Records with interface code
--------
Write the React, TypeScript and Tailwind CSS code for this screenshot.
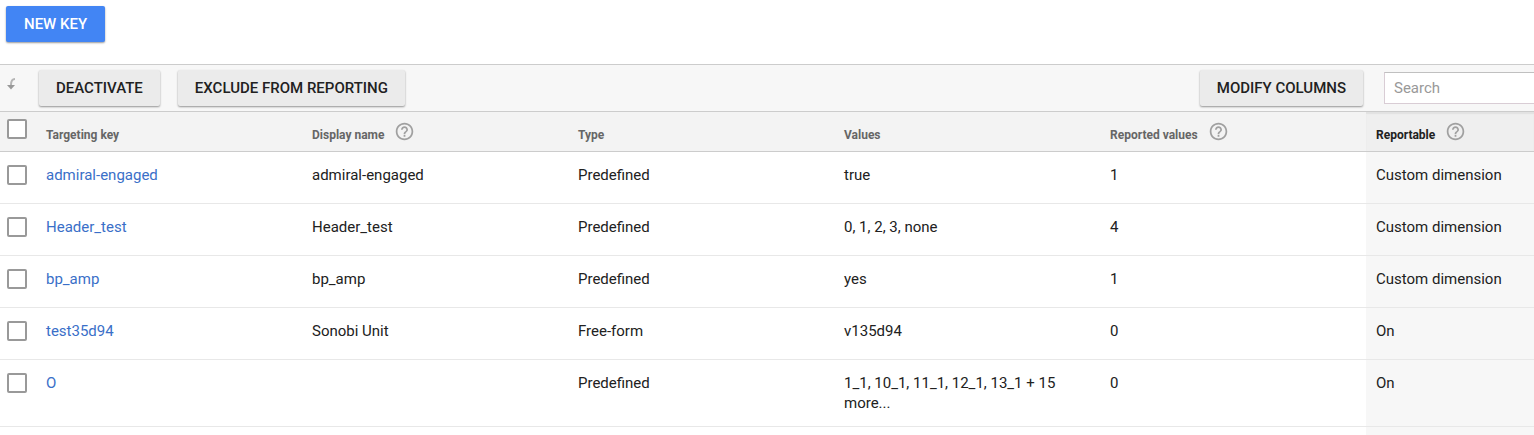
import { useState } from "react";
import { MdHelpOutline } from "react-icons/md";
import clsx from "clsx";

type Key = {
  name: string;
  displayName: string;
  type: string;
  values: string;
  reported: number;
  reportable: string;
};

const keys: Key[] = [
  { name: "admiral-engaged", displayName: "admiral-engaged", type: "Predefined", values: "true", reported: 1, reportable: "Custom dimension" },
  { name: "Header_test", displayName: "Header_test", type: "Predefined", values: "0, 1, 2, 3, none", reported: 4, reportable: "Custom dimension" },
  { name: "bp_amp", displayName: "bp_amp", type: "Predefined", values: "yes", reported: 1, reportable: "Custom dimension" },
  { name: "test35d94", displayName: "Sonobi Unit", type: "Free-form", values: "v135d94", reported: 0, reportable: "On" },
  { name: "O", displayName: "", type: "Predefined", values: "1_1, 10_1, 11_1, 12_1, 13_1 + 15 more...", reported: 0, reportable: "On" },
];

// columns definition
const columns = [
  { header: "Targeting key", help: false },
  { header: "Display name", help: true },
  { header: "Type", help: false },
  { header: "Values", help: false },
  { header: "Reported values", help: true },
  { header: "Reportable", help: true },
];

const cell = "px-[10px] py-[13px] align-top";

const Checkbox = ({ label, checked, onChange }: { label: string; checked: boolean; onChange: () => void }) => (
  <input
    type="checkbox"
    aria-label={label}
    checked={checked}
    onChange={onChange}
    className="block size-5 appearance-none rounded-[2px] border-2 border-[#999] bg-white checked:border-[#4285f4] checked:bg-[#4285f4]"
  />
);

const ToolbarButton = ({ children }: { children: string }) => (
  <button className="h-9 shrink-0 rounded-[2px] bg-[#ebebeb] px-[17px] text-[15px] font-medium whitespace-nowrap text-[#212121] shadow-[0_1px_2px_rgba(0,0,0,0.4)]">
    {children}
  </button>
);

export default function App() {
  const [selected, setSelected] = useState<string[]>([]);
  const [search, setSearch] = useState("");

  const toggle = (name: string) =>
    setSelected(selected.includes(name) ? selected.filter((n) => n !== name) : [...selected, name]);

  const allSelected = selected.length === keys.length;

  return (
    <div className="overflow-hidden bg-white font-[Roboto,sans-serif] text-[15px] leading-5 text-[#212121]">
      <div className="px-[6px] pt-[6px] pb-[22px]">
        <button className="block h-9 rounded-[2px] bg-[#4285f4] px-[18px] text-[15px] font-medium text-white shadow-[0_1px_2px_rgba(0,0,0,0.4)]">
          NEW KEY
        </button>
      </div>

      <div className="flex h-12 items-center border-y border-[#ccc] bg-[#f7f7f7]">
        {/* arrow pointing from the toolbar to the checkboxes */}
        <svg className="mr-[21px] mb-2 ml-[6px] h-3 w-3 shrink-0" viewBox="0 0 12 12" fill="none">
          <path d="M9 1C6.2 1 5 2.6 5 7" stroke="#b5b5b5" strokeWidth="2" />
          <path d="M1 7h8L5 11.5z" fill="#999" />
        </svg>
        <div className="flex gap-[18px]">
          <ToolbarButton>DEACTIVATE</ToolbarButton>
          <ToolbarButton>EXCLUDE FROM REPORTING</ToolbarButton>
        </div>
        <div className="ml-auto flex items-center gap-[21px]">
          <ToolbarButton>MODIFY COLUMNS</ToolbarButton>
          <input
            type="text"
            aria-label="Search"
            placeholder="Search"
            value={search}
            onChange={(e) => setSearch(e.target.value)}
            className="h-8 w-[150px] border border-r-0 border-[#d9cdd5] border-t-[#c0c0c0] bg-white px-[9px] outline-none placeholder:text-[#999]"
          />
        </div>
      </div>

      <table className="w-full table-fixed border-separate border-spacing-0 text-left">
        <colgroup>
          <col className="w-9" />
          <col className="w-[266px]" />
          <col className="w-[266px]" />
          <col className="w-[266px]" />
          <col className="w-[266px]" />
          <col className="w-[266px]" />
          <col />
        </colgroup>
        <thead>
          <tr className="h-10 bg-[#f3f3f3] text-xs text-[#666]">
            <th className="border-b border-[#ccc] pt-[7px] pl-[7px] align-top">
              <Checkbox
                label="Select all keys"
                checked={allSelected}
                onChange={() => setSelected(allSelected ? [] : keys.map((k) => k.name))}
              />
            </th>
            {columns.map(({ header, help }) => (
              <th
                key={header}
                className={clsx(
                  "border-b border-[#ccc] px-[10px] pt-[9px] align-top font-bold",
                  header === "Reportable" && "bg-[#efefef] text-[#212121] shadow-[inset_0_2px_1px_#e2e2e2]"
                )}
              >
                <div className="flex items-start gap-[10px]">
                  <span className="pt-[6px]">{header}</span>
                  {help && <MdHelpOutline className="size-[21px] text-[#a0a0a0]" />}
                </div>
              </th>
            ))}
          </tr>
        </thead>
        <tbody>
          {keys.map((k) => (
            <tr key={k.name} className="h-[52px] *:border-b *:border-[#e8e8e8]">
              <td className="py-[13px] pl-[7px] align-top">
                <Checkbox label={`Select ${k.name}`} checked={selected.includes(k.name)} onChange={() => toggle(k.name)} />
              </td>
              <td className={cell}>
                <a href="#" className="text-[#3a6fc8]">{k.name}</a>
              </td>
              <td className={cell}>{k.displayName}</td>
              <td className={cell}>{k.type}</td>
              <td className={cell}>{k.values}</td>
              <td className={cell}>{k.reported}</td>
              <td className={clsx(cell, "bg-[#f7f7f7]")}>{k.reportable}</td>
            </tr>
          ))}
          <tr className="h-2">
            <td colSpan={6} />
            <td className="bg-[#f7f7f7]" />
          </tr>
        </tbody>
      </table>
    </div>
  );
}
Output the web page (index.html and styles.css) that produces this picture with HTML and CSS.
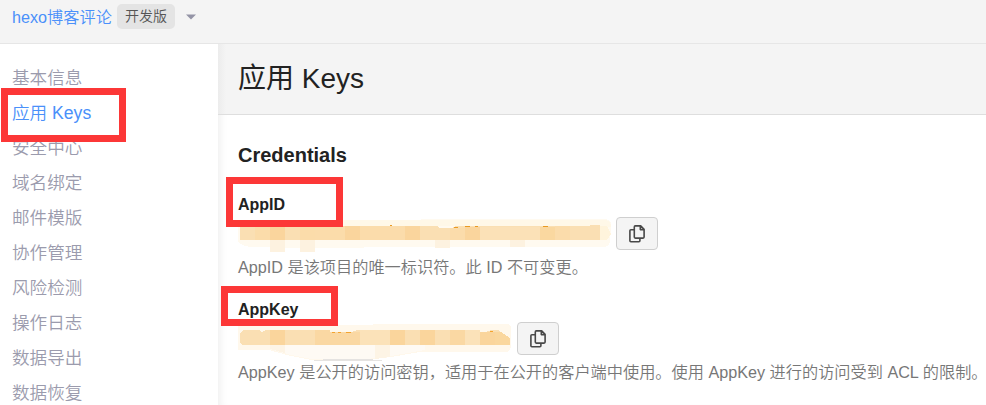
FILE: index.html
```html
<!DOCTYPE html>
<html lang="zh-CN">
<head>
<meta charset="utf-8">
<title>应用 Keys</title>
<link rel="stylesheet" href="styles.css">
</head>
<body>
<header class="topbar">
  <a class="app-name">hexo博客评论</a>
  <span class="badge">开发版</span>
  <svg class="caret" width="10" height="6" viewBox="0 0 10 6"><path d="M0 .5h10L5 5.5z" fill="#9494a6"/></svg>
</header>
<div class="layout">
  <nav class="sidebar">
    <a class="item">基本信息</a>
    <a class="item active">应用 Keys</a>
    <a class="item">安全中心</a>
    <a class="item">域名绑定</a>
    <a class="item">邮件模版</a>
    <a class="item">协作管理</a>
    <a class="item">风险检测</a>
    <a class="item">操作日志</a>
    <a class="item">数据导出</a>
    <a class="item">数据恢复</a>
    <span class="mark mark-nav"></span>
  </nav>
  <main class="content">
    <h1 class="title">应用 Keys</h1>
    <section class="panel">
      <h2 class="heading">Credentials</h2>
      <div class="field">
        <h3 class="label">AppID</h3>
        <div class="row">
          <svg class="mask" width="378" height="34" viewBox="0 0 378 34" shape-rendering="crispEdges">
            <path d="M0 6Q0 3 5 3L368 2Q373 3 373 8L372 25Q371 30 365 30H140Q90 32 60 31L12 30Q0 28 0 23z" fill="#fffaf0"/>
            <path d="M90 3h275q8 0 8 7h-28v-1H90z" fill="#fff8e8"/>
            <path d="M2 9H199l3 2h12l4-2h130l8-1h6v15H2z" fill="#fadfb3"/>
            <path d="M17 9h15v14H17zM62 9h15v14H62zM92 9h15v14H92z" fill="#fbdcaa"/>
            <path d="M32 9h15v14H32zM107 9h15v14H107zM167 9h15v14H167zM227 10h15v13H227z" fill="#fad59d"/>
            <path d="M77 9h15v14H77zM122 9h45v14H122zM212 11h15v12H212zM317 9h15v14H317z" fill="#fbdcab"/>
            <path d="M302 10h15v13H302z" fill="#fad8a0"/>
            <path d="M242 10h60v13H242z" fill="#fbe1b7"/>
            <path d="M362 9h7l4 8-4 6h-7z" fill="#fff4dc"/>
            <path d="M32 23h15v12H32zM62 23h15v12H62zM197 23h15v8H197zM272 23h15v7H272z" fill="#fdf2e0"/>
            <path d="M152 8h2v1h-2zM216 10h4v1h-4zM216 10h3v1h-3zM227 9h5v1h-5zM237 9h3v1h-3zM305 9h5v1h-5z" fill="#e99a22"/>
          </svg>
          <button class="copy" aria-label="复制 AppID">
            <svg width="16" height="18" viewBox="0 0 16 18"><path d="M5.3 4.8H1.9Q.9 4.8.9 5.8v10q0 1 1 1h8q1 0 1-1V13M6.3.9h5.4l3.4 3.4v7.8q0 1-1 1H6.3q-1 0-1-1V1.9q0-1 1-1zM11.3 1v3.6h3.6" fill="none" stroke="#484848" stroke-width="1.6" stroke-linejoin="round"/></svg>
          </button>
        </div>
        <p class="desc">AppID 是该项目的唯一标识符。此 ID 不可变更。</p>
        <span class="mark mark-id"></span>
      </div>
      <div class="field">
        <h3 class="label">AppKey</h3>
        <div class="row">
          <svg class="mask" width="279" height="40" viewBox="0 0 279 40" shape-rendering="crispEdges">
            <path d="M0 3L270 2q3 1 3 5v18q-1 5-5 5H182l-29 5-24 3H73l-20-4-22-6H0z" fill="#fff8ec"/>
            <path d="M35 23h152v5l-34 6-24 3H73l-20-4-18-5z" fill="#fefaf4"/>
            <path d="M32 23h15v8l-15-4zM137 23h15v12l-15 2z" fill="#fdf4e5"/>
            <path d="M72 38q38-2 76 0l-8 1H80z" fill="#e5e3e1"/>
            <path d="M2 11L5 8h16l3 2 4-2h56l8 2h22l5-2h110l6 2h12l6-2h7l8 7v8H4l-2-3z" fill="#fadfb3"/>
            <path d="M32 8h15v15H32zM152 8h15v15H152zM182 8h15v15H182zM242 10h15v13H242z" fill="#fad59c"/>
            <path d="M77 8h15v15H77zM92 10h15v13H92zM107 10h15v13H107zM212 8h15v15H212z" fill="#fad8a3"/>
            <path d="M122 8h30v15H122zM227 8h15v15H227z" fill="#fbe2b9"/>
            <path d="M257 10h6l9 6v7H257z" fill="#fad79e"/>
            <path d="M94 10h3v1h-3zM100 10h3v1h-3zM108 10h5v1h-5zM252 9h3v1h-3z" fill="#f4a42f"/>
          </svg>
          <button class="copy" aria-label="复制 AppKey">
            <svg width="16" height="18" viewBox="0 0 16 18"><path d="M5.3 4.8H1.9Q.9 4.8.9 5.8v10q0 1 1 1h8q1 0 1-1V13M6.3.9h5.4l3.4 3.4v7.8q0 1-1 1H6.3q-1 0-1-1V1.9q0-1 1-1zM11.3 1v3.6h3.6" fill="none" stroke="#484848" stroke-width="1.6" stroke-linejoin="round"/></svg>
          </button>
        </div>
        <p class="desc">AppKey 是公开的访问密钥，适用于在公开的客户端中使用。使用 AppKey 进行的访问受到 ACL 的限制。</p>
        <span class="mark mark-key"></span>
      </div>
    </section>
  </main>
</div>
</body>
</html>
```

FILE: styles.css
```css
* { box-sizing: border-box; }

body {
  margin: 0;
  height: 405px;
  overflow: hidden;
  background: #fff;
  color: #222;
  font-family: "Liberation Sans", "Noto Sans CJK SC", sans-serif;
  font-weight: 350;
}

.topbar {
  display: flex;
  align-items: center;
  height: 44px;
  padding: 0 12px 11px;
  background: #f4f4f4;
  border-bottom: 1px solid #e6e6e6;
}

.app-name {
  width: 105px;
  color: #4a90fa;
  font-size: 16.2px;
  white-space: nowrap;
}

.badge {
  width: 58px;
  height: 25px;
  border-radius: 5px;
  background: #e4e4e4;
  color: #555;
  font-size: 14px;
  line-height: 24px;
  text-align: center;
}

.caret { margin: 2px 0 0 11px; }

.layout { display: flex; height: 361px; }

.sidebar {
  position: relative;
  width: 218px;
  flex: none;
  padding: 17px 12px 0;
}

.item {
  display: block;
  height: 35px;
  line-height: 35px;
  font-size: 17.6px;
  color: #9b9bad;
  white-space: nowrap;
}

.item.active { color: #4a90fa; }

.content {
  flex: 1;
  min-width: 0;
  box-shadow: inset 8px 0 8px -6px rgba(0, 0, 0, 0.07);
}

.title {
  height: 71px;
  margin: 0;
  padding-left: 20px;
  background: linear-gradient(90deg, #ececec, #f4f4f4 8px);
  border-bottom: 1px solid #dedede;
  font-size: 28px;
  font-weight: 400;
  line-height: 70px;
}

.panel { padding: 28px 0 0 20px; }

.heading {
  margin: 0 0 25px;
  font-size: 20px;
  font-weight: 700;
  line-height: 24px;
}

.field { position: relative; height: 105px; }

.label {
  height: 24px;
  margin: 0;
  font-size: 16px;
  font-weight: 700;
  line-height: 26px;
}

.row { display: flex; height: 38px; }

.mask { flex: none; margin-top: 1px; overflow: visible; }

.copy {
  display: flex;
  align-items: center;
  justify-content: center;
  width: 42px;
  height: 33px;
  margin-top: 1px;
  padding: 0;
  border: 1px solid #cfcfcf;
  border-radius: 4px;
  background: #f4f4f4;
}

.desc {
  margin: 0;
  color: #777;
  font-size: 16.22px;
  line-height: 26px;
  white-space: nowrap;
}

.mark {
  position: absolute;
  border: 7px solid #fc3737;
}

.mark-nav { left: 1px; top: 44px; width: 125px; height: 54px; }
.mark-id { left: -12px; top: -15px; width: 117px; height: 50px; }
.mark-key { left: -17px; top: -11px; width: 117px; height: 40px; }
```
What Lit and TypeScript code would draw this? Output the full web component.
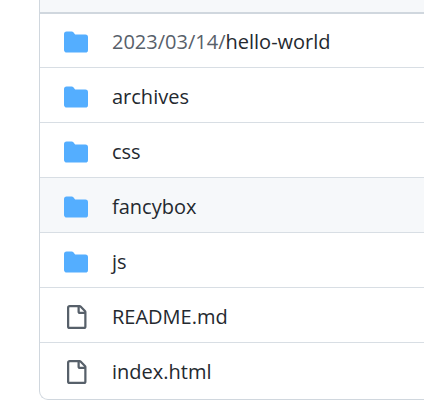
import { LitElement, html, css, svg } from "lit";
import { customElement, property } from "lit/decorators.js";

interface Entry {
  kind: "folder" | "file";
  name: string;
  parent?: string;
  active?: boolean;
}

const ENTRIES: Entry[] = [
  { kind: "folder", parent: "2023/03/14/", name: "hello-world" },
  { kind: "folder", name: "archives" },
  { kind: "folder", name: "css" },
  { kind: "folder", name: "fancybox", active: true },
  { kind: "folder", name: "js" },
  { kind: "file", name: "README.md" },
  { kind: "file", name: "index.html" },
];

const FOLDER = svg`<path d="M1.75 1A1.75 1.75 0 0 0 0 2.75v10.5C0 14.216.784 15 1.75 15h12.5A1.75 1.75 0 0 0 16 13.250v-8.5A1.75 1.75 0 0 0 14.250 3H7.5a.25.25 0 0 1-.2-.1l-.9-1.2C6.070 1.260 5.550 1 5 1H1.750Z"/>`;
const FILE = svg`<path d="M2 1.75C2 .784 2.784 0 3.750 0h6.586c.464 0 .909.184 1.237.513l2.914 2.914c.329.328.513.773.513 1.237v9.586A1.750 1.750 0 0 1 13.250 16h-9.500A1.750 1.750 0 0 1 2 14.250Zm1.750-.250a.250.250 0 0 0-.250.250v12.500c0 .138.112.250.250.250h9.500a.250.250 0 0 0 .250-.250V6h-2.750A1.750 1.750 0 0 1 9 4.250V1.500Zm6.750.062V4.250c0 .138.112.250.250.250h2.688l-.011-.013-2.914-2.914-.013-.011Z"/>`;

@customElement("file-icon")
class FileIcon extends LitElement {
  @property() kind: Entry["kind"] = "file";

  static styles = css`
    :host {
      display: block;
      width: 24px;
      height: 24px;
    }
    .icon {
      display: block;
      width: 100%;
      height: 100%;
    }
    .folder {
      fill: #54aeff;
    }
    .file {
      fill: #57606a;
    }
  `;

  render() {
    return html`<svg class="icon ${this.kind}" viewBox="0 0 16 16" aria-hidden="true">
      ${this.kind === "folder" ? FOLDER : FILE}
    </svg>`;
  }
}

@customElement("app-root")
class AppRoot extends LitElement {
  static styles = css`
    :host {
      display: block;
      padding-left: 39px;
      overflow: hidden;
      background: #ffffff;
      color: #24292f;
      font-family: "Segoe UI", "Open Sans", "Noto Sans", sans-serif;
      font-size: 20px;
      line-height: 24px;
    }
    .box {
      border-left: 1px solid #d0d7de;
      border-bottom: 1px solid #d0d7de;
      border-bottom-left-radius: 9px;
      overflow: hidden;
    }
    .head {
      height: 12px;
      background: #f6f8fa;
      border-bottom: 1px solid #d0d7de;
    }
    .list {
      margin: 0;
      padding: 0;
      list-style: none;
    }
    .row {
      display: flex;
      align-items: center;
      gap: 24px;
      padding: 17px 24px 13px;
      border-top: 1px solid #d8dee4;
    }
    .row:first-child {
      padding-top: 16px;
      border-top-color: #d0d7de;
    }
    .row:last-child {
      padding-bottom: 15px;
    }
    .active {
      background: #f6f8fa;
    }
    .link {
      color: inherit;
      text-decoration: none;
      white-space: nowrap;
    }
    .parent {
      color: #57606a;
    }
  `;

  render() {
    return html`
      <div class="box">
        <div class="head"></div>
        <ul class="list">
          ${ENTRIES.map(
            (e) => html`<li class="row ${e.active ? "active" : ""}">
              <file-icon .kind=${e.kind}></file-icon>
              <a class="link" href="#"
                >${e.parent ? html`<span class="parent">${e.parent}</span>` : ""}${e.name}</a
              >
            </li>`
          )}
        </ul>
      </div>
    `;
  }
}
--------
▸ TASK REQUIREMENTS
Copy each line of the preceding data that contains the string "Output".

▸ FINISHED EXERCISE
Output the web page (index.html and styles.css) that produces this picture with HTML and CSS.
What Lit and TypeScript code would draw this? Output the full web component.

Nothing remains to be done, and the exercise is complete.